I’ve tested this on a very large project I work on and it does what I’d expect:

Removes unnecessary translations (because of Grow extract extracts strings for non-specified locales #157)
No longer extracts tagged terms in ‘global’ locations (i.e. where no document part, document or collection locale can be determined) for all locales defined in the pod: just for those locales in podspec.yaml

This last point caused some work for us: we had a “globals.yaml” file which assumed everything was relevant to every locale (which was wrong: not every locale used those) and hence didn’t declare any locales… which worked until now. Solved by either listing all relevant locales in that file, or listing them all in podspec.yaml (the list there only contained primary locales, which might be better defined at collection level).

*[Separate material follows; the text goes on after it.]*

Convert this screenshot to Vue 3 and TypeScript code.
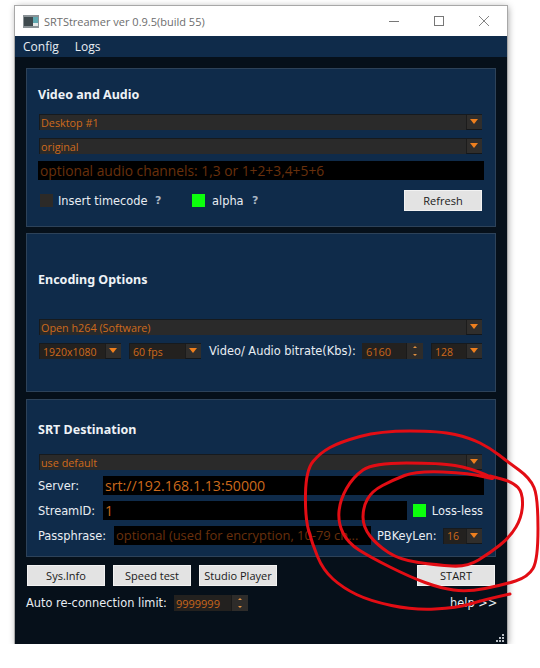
<script setup lang="ts">
type Pt = [number, number];
const pts: Pt[] = [
  [510, 594], [483, 600], [457, 608], [413, 610], [370, 601], [343, 588], [323, 570], [312, 543], [305, 517], [306, 470],
  [320, 453], [340, 442], [380, 431], [440, 431], [470, 438], [490, 448], [508, 462], [530, 478], [538, 497], [538, 560],
  [528, 577], [503, 585], [467, 592], [440, 588], [410, 577], [370, 557], [348, 543], [338, 523], [340, 500], [353, 477],
  [373, 463], [440, 463], [470, 468], [500, 481], [470, 473], [416, 471], [393, 480], [372, 491], [363, 507], [363, 527],
  [377, 545], [400, 560], [437, 565], [467, 567], [490, 553], [510, 537], [522, 517], [523, 493], [513, 482], [490, 476],
];
const scribble = pts.reduce((d, p, i) => {
  if (i === 0) return `M${p[0]} ${p[1]}`;
  if (i === pts.length - 1) return `${d} L${p[0]} ${p[1]}`;
  const n = pts[i + 1];
  return `${d} Q${p[0]} ${p[1]} ${(p[0] + n[0]) / 2} ${(p[1] + n[1]) / 2}`;
}, "");
</script>

<template>
  <div class="window">
    <header class="titlebar">
      <svg class="appicon" width="16" height="13" viewBox="0 0 16 13">
        <rect width="16" height="13" fill="#8a9296" />
        <rect x="1" y="2" width="9" height="9" fill="#3f4a4e" />
        <rect x="10" y="2" width="5" height="6" fill="#5fa8b0" />
        <rect x="10" y="8" width="5" height="3" fill="#e4e8e8" />
      </svg>
      <span class="title">SRTStreamer ver 0.9.5(build 55)</span>
      <div class="winbtns">
        <svg width="10" height="10" viewBox="0 0 10 10"><path d="M0 5.5H10" stroke="#777" /></svg>
        <svg width="10" height="10" viewBox="0 0 10 10"><rect x=".5" y=".5" width="9" height="9" fill="none" stroke="#777" /></svg>
        <svg width="10" height="10" viewBox="0 0 10 10"><path d="M0 0L10 10M10 0L0 10" stroke="#777" stroke-width=".9" /></svg>
      </div>
    </header>

    <nav class="menubar"><span>Config</span><span>Logs</span></nav>

    <main class="content">
      <section class="panel p1">
        <h2>Video and Audio</h2>
        <div class="combo"><span>Desktop #1</span><i class="arrow"></i></div>
        <div class="combo"><span>original</span><i class="arrow"></i></div>
        <div class="field ph audio">optional audio channels: 1,3 or 1+2+3,4+5+6</div>
        <div class="row options">
          <i class="check off"></i>
          <span class="lbl timecode">Insert timecode</span>
          <b class="q q1">?</b>
          <i class="check on alpha-box"></i>
          <span class="lbl alpha">alpha</span>
          <b class="q q2">?</b>
          <button class="btn refresh">Refresh</button>
        </div>
      </section>

      <section class="panel p2">
        <h2>Encoding Options</h2>
        <div class="combo"><span>Open h264 (Software)</span><i class="arrow"></i></div>
        <div class="row enc">
          <div class="combo small res"><span>1920x1080</span><i class="arrow"></i></div>
          <div class="combo small fps"><span>60 fps</span><i class="arrow"></i></div>
          <span class="lbl bitrate">Video/ Audio bitrate(Kbs):</span>
          <div class="spin kbs"><span>6160</span><i class="spinbtn"><em class="up"></em><em class="dn"></em></i></div>
          <div class="combo small audio-rate"><span>128</span><i class="arrow"></i></div>
        </div>
      </section>

      <section class="panel p3">
        <h2>SRT Destination</h2>
        <div class="combo"><span>use default</span><i class="arrow"></i></div>
        <div class="row srv">
          <span class="lbl name">Server:</span>
          <div class="field val grow">srt://192.168.1.13:50000</div>
        </div>
        <div class="row sid">
          <span class="lbl name">StreamID:</span>
          <div class="field val grow">1</div>
          <i class="check on lossbox"></i>
          <span class="lbl">Loss-less</span>
        </div>
        <div class="row pass">
          <span class="lbl passname">Passphrase:</span>
          <div class="field ph grow passfield">optional (used for encryption, 10-79 ch...</div>
          <span class="lbl pb">PBKeyLen:</span>
          <div class="combo small key"><span>16</span><i class="arrow"></i></div>
        </div>
      </section>

      <div class="row actions">
        <button class="btn">Sys.Info</button>
        <button class="btn">Speed test</button>
        <button class="btn">Studio Player</button>
        <button class="btn start">START</button>
      </div>

      <div class="row foot">
        <span class="lbl">Auto re-connection limit:</span>
        <div class="spin limit"><span>9999999</span><i class="spinbtn"><em class="up"></em><em class="dn"></em></i></div>
        <span class="lbl help">help &gt;&gt;</span>
      </div>
    </main>

    <svg class="grip" width="8" height="8" viewBox="0 0 8 8" fill="#b8bec4">
      <rect x="6" y="0" width="2" height="2" /><rect x="3" y="3" width="2" height="2" /><rect x="6" y="3" width="2" height="2" />
      <rect x="0" y="6" width="2" height="2" /><rect x="3" y="6" width="2" height="2" /><rect x="6" y="6" width="2" height="2" />
    </svg>
  </div>

  <svg class="scribble" width="540" height="668" viewBox="0 0 540 668">
    <path :d="scribble" fill="none" stroke="#e20d14" stroke-width="3" stroke-linejoin="round" stroke-linecap="round" />
  </svg>
</template>

<style scoped>
.window {
  position: relative;
  box-sizing: border-box;
  margin: 6px 0 0 15px;
  width: 492px;
  height: 638px;
  display: flex;
  flex-direction: column;
  background: #06101a;
  box-shadow: 1px 1px 7px rgba(0, 0, 0, 0.4);
  outline: 1px solid #a8a8a8;
  font-family: "DejaVu Sans", sans-serif;
  font-size: 11.4px;
  color: #e8edf2;
}
.titlebar {
  height: 30px;
  flex: none;
  display: flex;
  align-items: center;
  background: #fff;
  padding: 0 18px 0 8px;
}
.appicon { margin-right: 5px; }
.title {
  font-family: "Open Sans", sans-serif;
  font-size: 11px;
  color: #6d6d6d;
}
.winbtns {
  margin-left: auto;
  display: flex;
  gap: 35px;
}
.menubar {
  height: 21px;
  flex: none;
  display: flex;
  gap: 16px;
  align-items: center;
  padding-left: 8px;
  background: #0f2b4a;
  font-family: "Open Sans", sans-serif;
  font-size: 12px;
}
.content {
  flex: 1;
  padding: 11px 11px 0;
  display: flex;
  flex-direction: column;
}
.panel {
  box-sizing: border-box;
  height: 159px;
  padding: 17px 13px 0 12px;
  background: #0f2b4a;
  border: 1px solid #2d4259;
  margin-bottom: 6px;
}
.p3 { margin-top: 1px; margin-bottom: 8px; height: 158px; }
h2 {
  margin: 0;
  height: 16px;
  line-height: 16px;
  font-family: "Noto Sans", sans-serif;
  font-size: 12.5px;
  font-weight: 700;
  color: #eef2f6;
}
.p1 h2 { margin: 1px 0 11px -1px; }
.p2 h2 { margin: 21px 0 31px -1px; }
.p3 h2 { margin: 5px 0 16px -1px; }
.row { display: flex; align-items: center; }
.combo {
  box-sizing: border-box;
  height: 16px;
  display: flex;
  align-items: center;
  margin-bottom: 8px;
  padding-left: 1px;
  background: #2a2a2a;
  border-top: 1px solid #161a1e;
  border-left: 1px solid #161a1e;
  color: #cf6a1c;
  font-size: 10.8px;
  font-family: "Open Sans", sans-serif;
  overflow: hidden;
}
.combo span { flex: 1; white-space: nowrap; }
.arrow {
  position: relative;
  flex: none;
  box-sizing: border-box;
  width: 16px;
  height: 15px;
  background: #302e2c;
  border-left: 1px solid #1c1c1c;
  border-bottom: 1px solid #14171a;
}
.arrow::after {
  content: "";
  position: absolute;
  left: 3px;
  top: 4px;
  border-left: 4px solid transparent;
  border-right: 4px solid transparent;
  border-top: 5px solid #ee7f1e;
}
.field {
  box-sizing: border-box;
  height: 19px;
  line-height: 19px;
  padding-left: 2px;
  background: #000;
  font-family: "Open Sans", sans-serif;
  font-size: 14.2px;
  white-space: nowrap;
  overflow: hidden;
}
.ph { color: #69300c; }
.val { color: #cc6a1c; }
.grow { flex: 1; min-width: 0; }
.audio { margin: -1px -2px 0 -1px; font-size: 13.8px; }
.passfield { font-size: 12.9px; }
.lbl { white-space: nowrap; }
.check { flex: none; display: block; width: 13px; height: 13px; }
.check.off { background: #2c2a28; }
.check.on { background: #0cff0c; }
.options { margin-top: 10px; height: 21px; padding-left: 1px; }
.timecode { margin-left: 5px; width: 89px; }
.q { color: #a9b6c4; font-size: 11px; }
.q1 { margin-left: 8px; width: 7px; }
.alpha-box { margin-left: 30px; margin-right: 7px; }
.alpha { width: 30px; }
.q2 { margin-left: 10px; }
.btn {
  box-sizing: border-box;
  width: 78px;
  height: 21px;
  padding: 0;
  background: #e3e3e3;
  border: 1px solid #f2f2f2;
  border-radius: 0;
  color: #1a1a1a;
  font-family: "Open Sans", sans-serif;
  font-size: 11px;
}
.refresh { margin-left: auto; }
.enc { margin-top: 8px; }
.enc .combo, .pass .combo { margin-bottom: 0; }
.small { background: #23211f; padding-left: 3px; font-size: 10.5px; }
.res { width: 82px; }
.fps { width: 72px; margin-left: 8px; }
.bitrate { margin-left: 8px; width: 153px; }
.spin {
  box-sizing: border-box;
  height: 16px;
  display: flex;
  align-items: center;
  padding-left: 4px;
  background: #23211f;
  color: #c8661c;
  font-family: "Open Sans", sans-serif;
  font-size: 11px;
}
.spin span { flex: 1; }
.kbs { width: 61px; }
.audio-rate { width: 51px; margin-left: 8px; }
.spinbtn {
  display: flex;
  flex-direction: column;
  align-items: center;
  justify-content: space-around;
  width: 16px;
  height: 16px;
  background: #2e2c2a;
  border-left: 1px solid #1a1a1a;
}
.spinbtn em { display: block; width: 0; height: 0; border-left: 2px solid transparent; border-right: 2px solid transparent; }
.spinbtn .up { border-bottom: 2px solid #e09040; }
.spinbtn .dn { border-top: 2px solid #e09040; }
.srv { margin-top: -2px; height: 19px; }
.sid { margin-top: 6px; height: 19px; }
.pass { margin-top: 6px; height: 19px; }
.name, .passname { margin-left: -1px; }
.srv .field { margin-right: -2px; }
.name { width: 65px; flex: none; }
.passname { width: 76px; flex: none; }
.lossbox { margin-left: 6px; margin-right: 6px; }
.sid .lbl:last-child { margin-right: -1px; }
.pb { margin-left: 6px; width: 58px; }
.key { width: 39px; margin-left: 8px; }
.actions { gap: 8px; padding-left: 1px; }
.actions .start { margin-left: 132px; }
.foot { margin-top: 9px; height: 16px; }
.limit { width: 74px; margin-left: 7px; padding-left: 2px; }
.help { margin-left: auto; margin-right: 1px; width: 45px; }
.grip { position: absolute; right: 3px; bottom: 2px; }
.scribble { position: absolute; left: 0; top: 0; pointer-events: none; }
</style>

<style>
html, body { background: #fff; overflow: hidden; }
</style>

Note: Would appreciate if people could test on some other projects.

I’ll try a few others of ours while @jeremydw is checking out the code.

…zable strings & update helpers to allow these pods to be used easily

True by default, as that's the current & most common behaviour

… the correct locale catalogs

…talog.save()` with `include_obsolete` arg for `Catalog.update()` and `Catalog.update_using_catalog()` This is more in line with `babel.Catalog` behaviour, but better suits Grow needs of wanting to include obsolete terms _without marking them obsolete_ (which is what Babel would do). `Catalogs.extract()` can then lean on this behaviour and hence be simpler.

…ed tests

jeremydw · 2016-06-17T19:12:39Z

Awesome, thank you for putting all the time into the change and also for the excellent test coverage. I'll start the review with some style-related stuff just to keep consistency with the rest of the project and then I'll dig in after to see if I have any comments on the overall design. I gave a cursory look at it yesterday and it looks pretty great.

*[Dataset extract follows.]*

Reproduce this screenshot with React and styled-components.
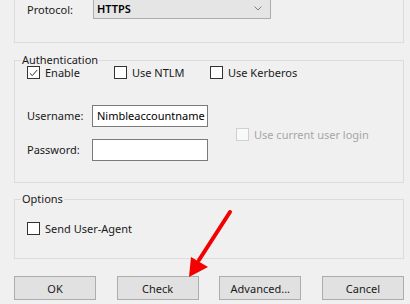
import React from 'react';
import styled, { createGlobalStyle } from 'styled-components';

const GlobalStyle = createGlobalStyle`
  html, body {
    margin: 0;
    padding: 0;
    background: #f0f0f0;
  }
  body {
    font-family: "Noto Sans", "Open Sans", sans-serif;
    font-size: 11px;
    color: #000;
    overflow: hidden;
  }
`

const Dialog = styled.div`
  position: relative;
  width: 410px;
  height: 304px;
  box-sizing: border-box;
  padding: 0 6px 0 14px;
  display: flex;
  flex-direction: column;
`

const TopGroup = styled.div`
  height: 43px;
  box-sizing: border-box;
  border: 1px solid #dcdcdc;
  border-top: none;
  padding-left: 12px;
`

const Group = styled.section`
  position: relative;
  margin-top: ${p => p.$top}px;
  padding: ${p => p.$pt}px 0 ${p => p.$pb}px 12px;
  border: 1px solid #dcdcdc;
`

const Legend = styled.span`
  position: absolute;
  top: -7px;
  left: 6px;
  padding: 0 1px;
  line-height: 12px;
  background: #f0f0f0;
  color: #1a1a1a;
`

const Row = styled.div`
  display: flex;
  align-items: center;
  margin-top: ${p => p.$top || 0}px;
`

const Label = styled.span`
  width: ${p => p.$w}px;
  flex-shrink: 0;
  white-space: nowrap;
  line-height: 16px;
  color: #1a1a1a;
`

const Combo = styled.div`
  width: 178px;
  height: 21px;
  margin-top: -2px;
  box-sizing: border-box;
  border: 1px solid #adadad;
  background: #e5e5e5;
  display: flex;
  align-items: center;
  justify-content: space-between;
  padding: 0 8px 0 3px;
  font-weight: 600;
`

const Check = styled.label`
  display: flex;
  align-items: center;
  gap: 5px;
  width: ${p => p.$w}px;
  flex-shrink: 0;
  line-height: 13px;
  white-space: nowrap;
  color: ${p => (p.$disabled ? '#a6a6a6' : '#1a1a1a')};
`

const Box = styled.span`
  width: 13px;
  height: 13px;
  box-sizing: border-box;
  border: 1px solid ${p => (p.$disabled ? '#d0d0d0' : '#333')};
  background: ${p => (p.$disabled ? '#f9f9f9' : '#fff')};
  display: flex;
  align-items: center;
  justify-content: center;
`

const Fields = styled.div`
  display: grid;
  grid-template-columns: 65px 116px;
  row-gap: 12px;
  align-items: center;
`

const Input = styled.div`
  height: 22px;
  box-sizing: border-box;
  border: 1px solid #7a7a7a;
  background: #fff;
  padding: 0 0 0 4px;
  line-height: 20px;
  white-space: nowrap;
  overflow: hidden;
`

const Aside = styled.div`
  margin-left: 28px;
  margin-top: 2px;
`

const Buttons = styled.div`
  display: flex;
  justify-content: space-between;
  margin-top: 17px;
`

const Button = styled.button`
  width: 82px;
  height: 24px;
  border: 1px solid #adadad;
  background: #e1e1e1;
  font: inherit;
  color: #1a1a1a;
  padding: 0;
`

const Arrow = styled.svg`
  position: absolute;
  left: 180px;
  top: 205px;
`

function Checkbox({ checked, disabled, label, w }) {
  return (
    <Check $w={w} $disabled={disabled}>
      <Box $disabled={disabled}>
        {checked ? (
          <svg width="9" height="8" viewBox="0 0 9 8">
            <path d="M0.8 4.2 L3.3 6.6 L8.2 1" fill="none" stroke="#333" strokeWidth="1" />
          </svg>
        ) : null}
      </Box>
      {label}
    </Check>
  );
}

export default function App() {
  return (
    <>
      <GlobalStyle />
      <Dialog>
        <TopGroup>
          <Row>
            <Label $w={66}>Protocol:</Label>
            <Combo>
              <span>HTTPS</span>
              <svg width="8" height="5" viewBox="0 0 8 5">
                <path d="M0.5 0.5 L4 4 L7.5 0.5" fill="none" stroke="#808080" strokeWidth="1" />
              </svg>
            </Combo>
          </Row>
        </TopGroup>

        <Group $top={17} $pt={5} $pb={21}>
          <Legend>Authentication</Legend>
          <Row>
            <Checkbox checked w={87} label="Enable" />
            <Checkbox w={96} label="Use NTLM" />
            <Checkbox label="Use Kerberos" />
          </Row>
          <Row $top={26}>
            <Fields>
              <Label>Username:</Label>
              <Input>Nimbleaccountname</Input>
              <Label>Password:</Label>
              <Input />
            </Fields>
            <Aside>
              <Checkbox disabled label="Use current user login" />
            </Aside>
          </Row>
        </Group>

        <Group $top={16} $pt={22} $pb={23}>
          <Legend>Options</Legend>
          <Row>
            <Checkbox label="Send User-Agent" />
          </Row>
        </Group>

        <Buttons>
          <Button>OK</Button>
          <Button>Check</Button>
          <Button>Advanced...</Button>
          <Button>Cancel</Button>
        </Buttons>

        <Arrow width="60" height="80" viewBox="0 0 60 80">
          <line x1="50" y1="7" x2="19" y2="55" stroke="#f40000" strokeWidth="4" strokeLinecap="round" />
          <polygon points="9,72 11,52 28,62" fill="#f40000" />
        </Arrow>
      </Dialog>
    </>
  );
}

jeremydw · 2016-06-17T19:13:12Z

grow/pods/catalog_holder.py

+
+        # Extract from root of /content/:
+        for path in self.pod.list_dir('/content/', recursive=False):
+            if path.endswith('.yaml') or path.endswith('.yml'):


endswith accepts tuples, so you can do path.endswith(('.yaml', '.yml'))

This I didn’t know! Will update.

jeremydw · 2016-06-17T19:19:01Z

In response to this comment, "No longer extracts tagged terms in ‘global’ locations", does that behavior only kick in when --localized is used with grow extract? In other words, are there no changes if --localized is not specified?

stucox · 2016-06-17T20:37:57Z

In response to this comment, "No longer extracts tagged terms in ‘global’ locations", does that behavior only kick in when --localized is used with grow extract? In other words, are there no changes if --localized is not specified?

Well, sorta N/A: grow extract (without --localized) always ignored the ‘locale context’* of tagged strings and just stuck anything in /content/, /views/ and /data/ marked for translation in messages.pot — so the only change there is /data/ is now ignored. Maybe this could do with some more test coverage.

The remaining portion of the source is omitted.